After that, I tried to watch a movie I always try to watch – sometimes I make it to the end because it’s like watching a horrible train wreck, and sometimes I simply can’t believe what I’m seeing and I bail, which is what I did last night. You would never imagine, watching this film, that the director would go on to make one of the best thrillers ever made, so inept is his work. It’s one of those look at me I’m making a Hitchcock homage, but without really having a clew as to what Mr. Hitchcock is really about. It’s actually unintentionally hilarious many times. It’s called Last Embrace, stars Roy Scheider and Janet Margolin. The first scene is unbelievably ludicrous and is the first of the not meant to be funny laugh riots. Scheider has a breakdown because of it, but is ready to go back to work, whatever work is – some undercover thing I don’t remember now. He’s paranoid and thinks people are trying to kill him. At a train station he’s convinced that someone pushes him toward the train track just before the train barrels through and he attacks the guy he thought did it – a chubby young actor named Mandy Patinkin. The writing is infantile, the dialogue risible, and the overly dramatic score by Miklos Rozsa, good as it is musically, tips the film over into over-the-top melodrama. My memory of my other viewings is that it gets even stupider as it goes along. And to think that the director, one Jonathan Demme would go on to make the brilliant Silence of the Lambs. Go know.
Then I watched the first half of Black Caesar, an amusing Larry Cohen blaxploitation picture. I had to do a quick Ralph’s run to get more Pepcid, though they didn’t have my flavor and I hate the mint flavor I had to buy. I also picked up a box of Chicken in a Biskit crackers. Then I listened to the opera.

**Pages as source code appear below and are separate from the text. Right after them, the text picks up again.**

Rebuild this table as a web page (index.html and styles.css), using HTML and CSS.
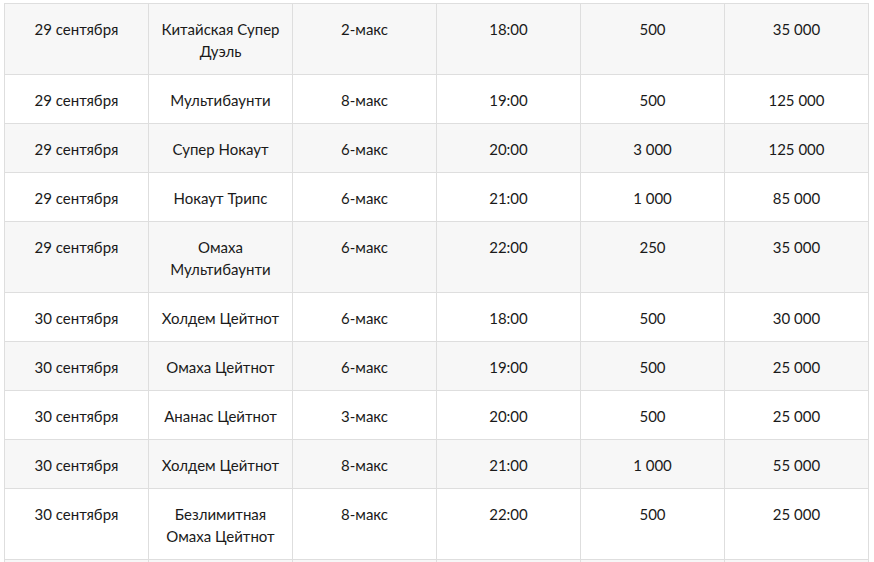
FILE: index.html
```html
<!DOCTYPE html>
<html lang="ru">
<head>
<meta charset="utf-8">
<link rel="stylesheet" href="styles.css">
</head>
<body>
<table class="sched">
<colgroup><col><col><col><col><col><col></colgroup>
<tbody>
<tr><td>29 сентября</td><td>Китайская Супер<br>Дуэль</td><td>2-макс</td><td>18:00</td><td>500</td><td>35 000</td></tr>
<tr><td>29 сентября</td><td>Мультибаунти</td><td>8-макс</td><td>19:00</td><td>500</td><td>125 000</td></tr>
<tr><td>29 сентября</td><td>Супер Нокаут</td><td>6-макс</td><td>20:00</td><td>3 000</td><td>125 000</td></tr>
<tr><td>29 сентября</td><td>Нокаут Трипс</td><td>6-макс</td><td>21:00</td><td>1 000</td><td>85 000</td></tr>
<tr><td>29 сентября</td><td>Омаха<br>Мультибаунти</td><td>6-макс</td><td>22:00</td><td>250</td><td>35 000</td></tr>
<tr><td>30 сентября</td><td>Холдем Цейтнот</td><td>6-макс</td><td>18:00</td><td>500</td><td>30 000</td></tr>
<tr><td>30 сентября</td><td>Омаха Цейтнот</td><td>6-макс</td><td>19:00</td><td>500</td><td>25 000</td></tr>
<tr><td>30 сентября</td><td>Ананас Цейтнот</td><td>3-макс</td><td>20:00</td><td>500</td><td>25 000</td></tr>
<tr><td>30 сентября</td><td>Холдем Цейтнот</td><td>8-макс</td><td>21:00</td><td>1 000</td><td>55 000</td></tr>
<tr><td>30 сентября</td><td>Безлимитная<br>Омаха Цейтнот</td><td>8-макс</td><td>22:00</td><td>500</td><td>25 000</td></tr>
<tr class="tail"><td></td><td></td><td></td><td></td><td></td><td></td></tr>
</tbody>
</table>
</body>
</html>
```
FILE: styles.css
```css
html, body {
  margin: 0;
  padding: 0;
  background: #ffffff;
  overflow: hidden;
  height: 562px;
}
.sched {
  margin: 3px 0 0 4px;
  border-collapse: collapse;
  table-layout: fixed;
  width: 865px;
  font-family: Lato, "Noto Sans", sans-serif;
  font-size: 15px;
  line-height: 22px;
  color: #1a1a1a;
}
.sched col {
  width: 144px;
}
.sched td {
  border: 1px solid #dedede;
  padding: 14px 8px 12px;
  text-align: center;
  vertical-align: top;
}
.sched tr:nth-child(odd) td {
  background: #f7f7f7;
}
.sched tr:nth-child(even) td {
  background: #ffffff;
}
.sched tr.tail td {
  height: 22px;
}
```
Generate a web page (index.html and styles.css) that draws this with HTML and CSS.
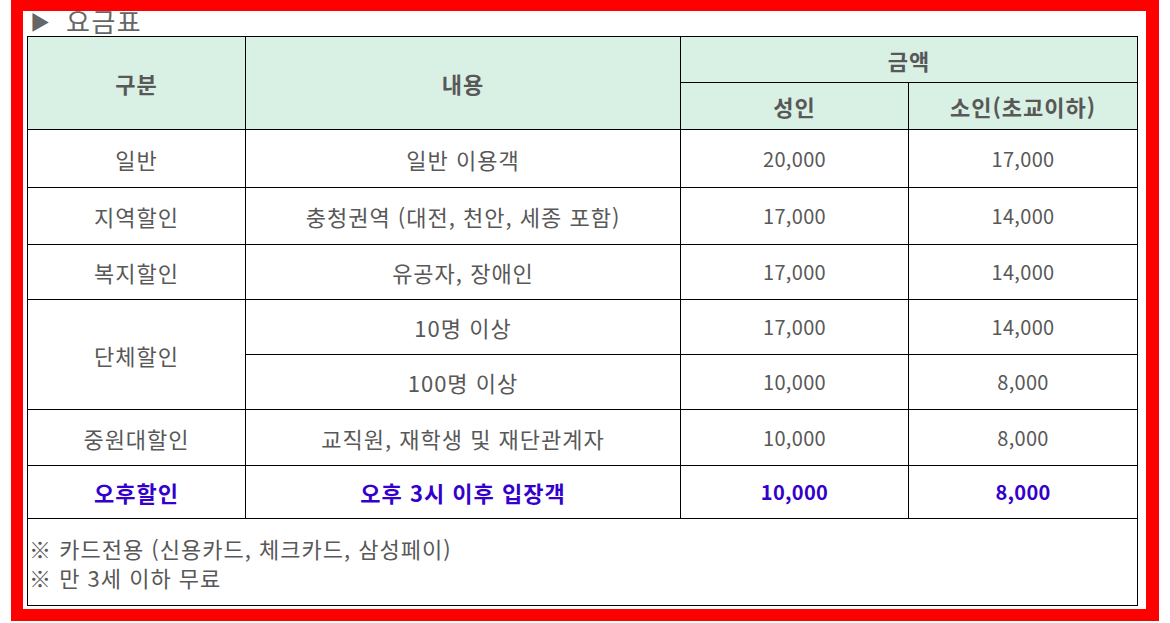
FILE: index.html
```html
<!DOCTYPE html>
<html lang="ko">
<head>
<meta charset="utf-8">
<title>요금표</title>
<link rel="stylesheet" href="styles.css">
</head>
<body>
<div class="frame">
  <h2 class="title"><span class="tri">▶</span>요금표</h2>
  <table class="fees">
    <colgroup>
      <col class="c1"><col class="c2"><col class="c3"><col class="c4">
    </colgroup>
    <thead>
      <tr class="h1">
        <th rowspan="2">구분</th>
        <th rowspan="2">내용</th>
        <th colspan="2">금액</th>
      </tr>
      <tr class="h2">
        <th>성인</th>
        <th>소인(초교이하)</th>
      </tr>
    </thead>
    <tbody>
      <tr class="r58"><td>일반</td><td>일반 이용객</td><td class="num">20,000</td><td class="num">17,000</td></tr>
      <tr class="r57"><td>지역할인</td><td>충청권역 (대전, 천안, 세종 포함)</td><td class="num">17,000</td><td class="num">14,000</td></tr>
      <tr class="r55"><td>복지할인</td><td>유공자, 장애인</td><td class="num">17,000</td><td class="num">14,000</td></tr>
      <tr class="r55"><td rowspan="2">단체할인</td><td>10명 이상</td><td class="num">17,000</td><td class="num">14,000</td></tr>
      <tr class="r55"><td>100명 이상</td><td class="num">10,000</td><td class="num">8,000</td></tr>
      <tr class="r56"><td>중원대할인</td><td>교직원, 재학생 및 재단관계자</td><td class="num">10,000</td><td class="num">8,000</td></tr>
      <tr class="r53 hl"><td>오후할인</td><td>오후 3시 이후 입장객</td><td class="num">10,000</td><td class="num">8,000</td></tr>
      <tr class="notes"><td colspan="4">※ 카드전용 (신용카드, 체크카드, 삼성페이)<br>※ 만 3세 이하 무료</td></tr>
    </tbody>
  </table>
</div>
</body>
</html>
```

FILE: styles.css
```css
html, body {
  margin: 0;
  padding: 0;
  background: #fff;
}
body {
  font-family: "Noto Sans CJK KR", "Noto Sans", sans-serif;
  color: #585858;
}
.frame {
  box-sizing: border-box;
  margin-left: 11px;
  width: 1148px;
  height: 621px;
  border: 12px solid #ff0000;
  border-top-width: 11px;
  border-right-width: 13px;
  padding: 0 0 0 4px;
  overflow: hidden;
  background: #fff;
}
.title {
  margin: -6px 0 0 0;
  height: 31px;
  font-size: 26px;
  line-height: 31px;
  font-weight: normal;
  letter-spacing: 1.5px;
  color: #666;
  white-space: nowrap;
}
.tri {
  display: inline-block;
  font-size: 20px;
  letter-spacing: 0;
  margin-left: 3px;
  margin-right: 16px;
  vertical-align: top;
  line-height: 33px;
}
.fees {
  border-collapse: collapse;
  table-layout: fixed;
  width: 1110px;
  font-size: 22px;
  letter-spacing: 1px;
}
.c1 { width: 218px; }
.c2 { width: 435px; }
.c3 { width: 228px; }
.c4 { width: 229px; }
.fees th, .fees td {
  border: 1px solid #000;
  padding: 0;
  text-align: center;
  vertical-align: middle;
  line-height: 28px;
}
.fees th {
  background: #d9f0e4;
  font-weight: bold;
  color: #585858;
}
.fees .num {
  font-size: 20px;
  letter-spacing: 0.3px;
}
.h1 { height: 46px; }
.h2 { height: 47px; }
.r58 { height: 58px; }
.r57 { height: 57px; }
.r56 { height: 56px; }
.r55 { height: 55px; }
.r53 { height: 53px; }
.hl td {
  color: #3300cc;
  font-weight: bold;
}
.notes td {
  height: 85px;
  text-align: left;
  line-height: 29px;
  padding: 1px 0 0 1px;
}
```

Yesterday was okay. I got about five hours of sleep, was out of the home environment at nine, stopped at the ATM, then went to Art’s Deli for an omelet and bagel. Then I went to the mail place and picked up a couple of tiny packages, then went to Gelson’s and got a chicken Caesar salad for later, then came home. I had a nice and long telephonic conversation with Sami Staitman about the plan for her to start promoting the show. She’s not the kind that promotes, but she understands that she really has to because this show, if we get people to watch, could really be a benefit to her. We’re sending an email to the entire cast and crew about promotion, and I’ll be talking to Karim Hazime, the other regular, having a similar conversation about promotion. I had a couple of other telephonic conversations, did some work on the computer, then had the chicken Caesar and that was fine. Then I watched the movies.
Today, I’ll be up by eleven, I’ll shave and shower, then Doug Haverty is picking me up and we’re going to see a matinee of a play, after which we’ll probably grab a bite to eat. Then I’ll write some commentary, then watch, listen, and relax. I don’t think I’ll be having any gaily colored Easter eggs or Peeps as I’m a Jew, but I always liked Easter and having to find the gaily colored Easter eggs.
Tomorrow is our first Kritzerland rehearsal and I’m very much looking forward to that. The rest of the week is meetings and meals, I’ll be getting together with Marshall Harvey and we’re gonna see if we can find any funny outtakes – I tend to move along at a fast clip and I do few takes so I’m not sure what we’ll find, but we’ll see. Thursday is our second rehearsal, Saturday is our stumble-through, and then Sunday we do sound check and then show.
Well, dear readers, I must take the day, I must do the things I do, I must, for example, be up by eleven, shave and shower, see a matinee, eat, write commentary, then watch, listen, and relax. Today’s topic of discussion: It’s free-for-all day, the day in which you dear readers get to make with the topics and we all get to post about them. So, let’s have loads of lovely postings, shall we, whilst I hit the road to dreamland, wishing everyone gaily colored Easter eggs and a happy Easter.